2017 Bernard Berenson Lectures on the Italian Renaissance: Lecture 2

Date: 

Thursday, February 16, 2017, 6:00pm

Location: 

Gould Hall
Body Politics in the Italian and Spanish Renaissance
Victor I. Stoichita, University of Fribourg 

 

This lecture series deals with the belief in the power of the gaze in Renaissance art and culture and with the impact of this belief on artistic representation. 

Lecture 2: Faces and Shields

The second lecture focuses on Renaissance portraits as settings of optical conflicts. If the portrait exhibits the person, how can it be protected? 

 

This lecture will consider the neuropsychological notion of “peripersonal space”, the region of space immediately surrounding our bodies within which objects can be grasped and manipulated. The gaze will be considered in its agency, able to act within this space. Works by Dürer, Raphael, and northern Italian artists will serve to illustrate this phenomenon.

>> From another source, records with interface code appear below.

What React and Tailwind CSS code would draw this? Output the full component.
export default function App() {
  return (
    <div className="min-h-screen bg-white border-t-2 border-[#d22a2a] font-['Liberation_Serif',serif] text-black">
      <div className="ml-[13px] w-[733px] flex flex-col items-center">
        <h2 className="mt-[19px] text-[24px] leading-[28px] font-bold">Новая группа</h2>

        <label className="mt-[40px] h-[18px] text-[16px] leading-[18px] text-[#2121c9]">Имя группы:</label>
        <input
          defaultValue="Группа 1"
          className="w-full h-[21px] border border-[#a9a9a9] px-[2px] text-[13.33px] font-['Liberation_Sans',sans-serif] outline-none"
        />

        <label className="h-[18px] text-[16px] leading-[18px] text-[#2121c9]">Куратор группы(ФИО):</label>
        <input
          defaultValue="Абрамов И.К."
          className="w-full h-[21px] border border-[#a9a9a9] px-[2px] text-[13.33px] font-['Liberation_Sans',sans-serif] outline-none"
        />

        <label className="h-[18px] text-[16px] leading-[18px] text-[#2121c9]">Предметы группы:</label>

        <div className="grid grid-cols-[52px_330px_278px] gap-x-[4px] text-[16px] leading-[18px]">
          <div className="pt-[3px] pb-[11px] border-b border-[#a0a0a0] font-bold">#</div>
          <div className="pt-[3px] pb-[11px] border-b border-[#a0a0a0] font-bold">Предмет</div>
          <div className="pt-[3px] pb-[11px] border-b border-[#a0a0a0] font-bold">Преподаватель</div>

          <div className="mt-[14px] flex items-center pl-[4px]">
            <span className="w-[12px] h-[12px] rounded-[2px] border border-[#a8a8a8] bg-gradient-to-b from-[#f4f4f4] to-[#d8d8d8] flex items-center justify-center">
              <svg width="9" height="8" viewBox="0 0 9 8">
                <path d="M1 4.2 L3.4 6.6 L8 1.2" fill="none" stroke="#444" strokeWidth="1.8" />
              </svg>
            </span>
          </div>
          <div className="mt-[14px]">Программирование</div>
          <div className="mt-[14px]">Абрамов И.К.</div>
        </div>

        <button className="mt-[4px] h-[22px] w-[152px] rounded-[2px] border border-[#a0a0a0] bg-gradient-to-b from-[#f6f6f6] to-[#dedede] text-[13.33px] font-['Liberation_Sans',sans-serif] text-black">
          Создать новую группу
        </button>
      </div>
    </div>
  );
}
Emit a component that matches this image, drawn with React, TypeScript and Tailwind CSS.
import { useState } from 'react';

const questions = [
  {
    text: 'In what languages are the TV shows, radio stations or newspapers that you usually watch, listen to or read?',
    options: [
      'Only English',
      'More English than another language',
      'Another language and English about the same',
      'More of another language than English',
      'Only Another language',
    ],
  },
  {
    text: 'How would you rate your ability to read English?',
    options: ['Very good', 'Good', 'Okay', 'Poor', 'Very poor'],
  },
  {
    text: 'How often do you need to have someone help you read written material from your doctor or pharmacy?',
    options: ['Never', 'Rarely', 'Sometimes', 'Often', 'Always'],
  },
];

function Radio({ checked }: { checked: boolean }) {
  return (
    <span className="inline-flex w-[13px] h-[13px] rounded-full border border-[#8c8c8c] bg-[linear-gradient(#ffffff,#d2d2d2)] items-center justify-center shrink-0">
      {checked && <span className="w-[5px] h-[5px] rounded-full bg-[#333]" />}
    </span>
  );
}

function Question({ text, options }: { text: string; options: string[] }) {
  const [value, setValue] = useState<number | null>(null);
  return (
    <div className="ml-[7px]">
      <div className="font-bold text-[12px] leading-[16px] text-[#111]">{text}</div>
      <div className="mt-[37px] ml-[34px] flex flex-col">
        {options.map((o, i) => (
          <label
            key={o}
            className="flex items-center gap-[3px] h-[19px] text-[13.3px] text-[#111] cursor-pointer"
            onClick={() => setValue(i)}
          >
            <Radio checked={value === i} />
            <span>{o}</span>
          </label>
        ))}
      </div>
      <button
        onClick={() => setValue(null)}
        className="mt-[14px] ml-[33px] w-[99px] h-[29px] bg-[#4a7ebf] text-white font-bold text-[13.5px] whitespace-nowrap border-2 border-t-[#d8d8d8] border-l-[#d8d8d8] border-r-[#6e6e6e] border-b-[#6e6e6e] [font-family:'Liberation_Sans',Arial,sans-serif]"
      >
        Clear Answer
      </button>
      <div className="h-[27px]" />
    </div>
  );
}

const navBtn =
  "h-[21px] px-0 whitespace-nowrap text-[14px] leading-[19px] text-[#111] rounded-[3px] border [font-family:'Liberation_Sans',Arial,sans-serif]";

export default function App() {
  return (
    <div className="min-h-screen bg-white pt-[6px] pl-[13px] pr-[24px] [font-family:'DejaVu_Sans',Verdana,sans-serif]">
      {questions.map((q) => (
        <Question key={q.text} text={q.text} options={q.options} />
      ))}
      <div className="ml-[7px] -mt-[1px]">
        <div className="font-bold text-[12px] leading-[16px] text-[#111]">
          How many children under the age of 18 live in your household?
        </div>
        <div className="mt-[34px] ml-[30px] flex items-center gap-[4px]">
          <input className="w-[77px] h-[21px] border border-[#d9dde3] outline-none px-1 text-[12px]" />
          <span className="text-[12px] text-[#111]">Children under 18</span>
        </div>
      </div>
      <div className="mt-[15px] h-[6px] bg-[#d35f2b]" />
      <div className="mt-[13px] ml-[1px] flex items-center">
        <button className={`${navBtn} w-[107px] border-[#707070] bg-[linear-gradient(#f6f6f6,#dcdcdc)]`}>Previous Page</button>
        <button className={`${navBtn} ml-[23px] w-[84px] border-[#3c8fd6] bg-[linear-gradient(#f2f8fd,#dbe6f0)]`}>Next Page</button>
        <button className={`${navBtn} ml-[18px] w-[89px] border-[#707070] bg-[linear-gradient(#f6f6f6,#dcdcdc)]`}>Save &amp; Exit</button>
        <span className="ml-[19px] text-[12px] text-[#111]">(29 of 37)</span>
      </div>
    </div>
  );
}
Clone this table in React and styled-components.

In the twentieth Canto of Tasso’s Gerusalemme Liberata the Saracen witch Armida recognizes her defeat: neither her armed hand, nor her malefic gaze can penetrate Rinaldo’s magic armour:
 
 Colpo d’occhio o di man non pote in lui
di tai tempre è il  rigor che lo assicura.
<No shot that flies from eye or hand I see
hurts him, such rigour doth his person guard> Transl. Edward Fairfax)
 
The hero’s body is protected by an indestructible envelope, made of steel but also of a subtler and rather impalpable stuff. An armour, in Tasso’s time, one understands, did not only fulfil a physical  purpose, it was also (and primarily) a symbolic device.


 

Victor I. Stoichita was educated in Bucharest, Rome, Munich and Paris. He has taught at many European and American Universities including the universities of Madrid, Jerusalem, Harvard, Göttingen, Frankfurt, Santiago de Chile, the Ecole des Hautes Etudes en Sciences Sociales (EHESS) and at the Collège de France in Paris.  He was a fellow at the Institute of Advances Study in Princeton, at the Getty Center for Humanities in Los Angeles, at the Wissenschaftskolleg in Berlin  and at the Center for Advanced Study in Visual Arts in Washington D.C. Since 1991 he has taught Art History at the University of Fribourg (Switzerland). He is a Foreign Member of the Accademia dei Lincei (Italy) and Associated Member of the Académie Royale de Belgique.  In 2014 he held the Chaire du Louvre, with the topic L'Image de l'Autre. Noirs, Juifs, Musulmans et Gitans dans l'art occidental des Tempes modernes (published by Hazan, Paris in 2014).  He is author of many art historical books translated into a dozen languages. Among his most recent publications are: The Self-Aware Image. An Insight into Early Modern Metapainting (new improved, and updated edition), Harvey Miller Publishers, Turnhout, 2015; L'Effet Sherlock Holmes. Variations du regard de Manet à Hitchcock, Hazan, Paris, 2015 and Über einige telepatische Dispositive / On some Telepatic Dispositifs  ("Panofsky Lecture"  2016 at the Zentralinstitut  für  Kunstgeschichte Munich), Deutscher Kunstverlag, Munich / Berlin, 2016.  His memory book Oublier Bucarest, (Actes Sud, Arles, 2014) was awarded by the Académie Française. In 2014 he was also awarded the Chevalier des Arts et des Lettres of the French Republic.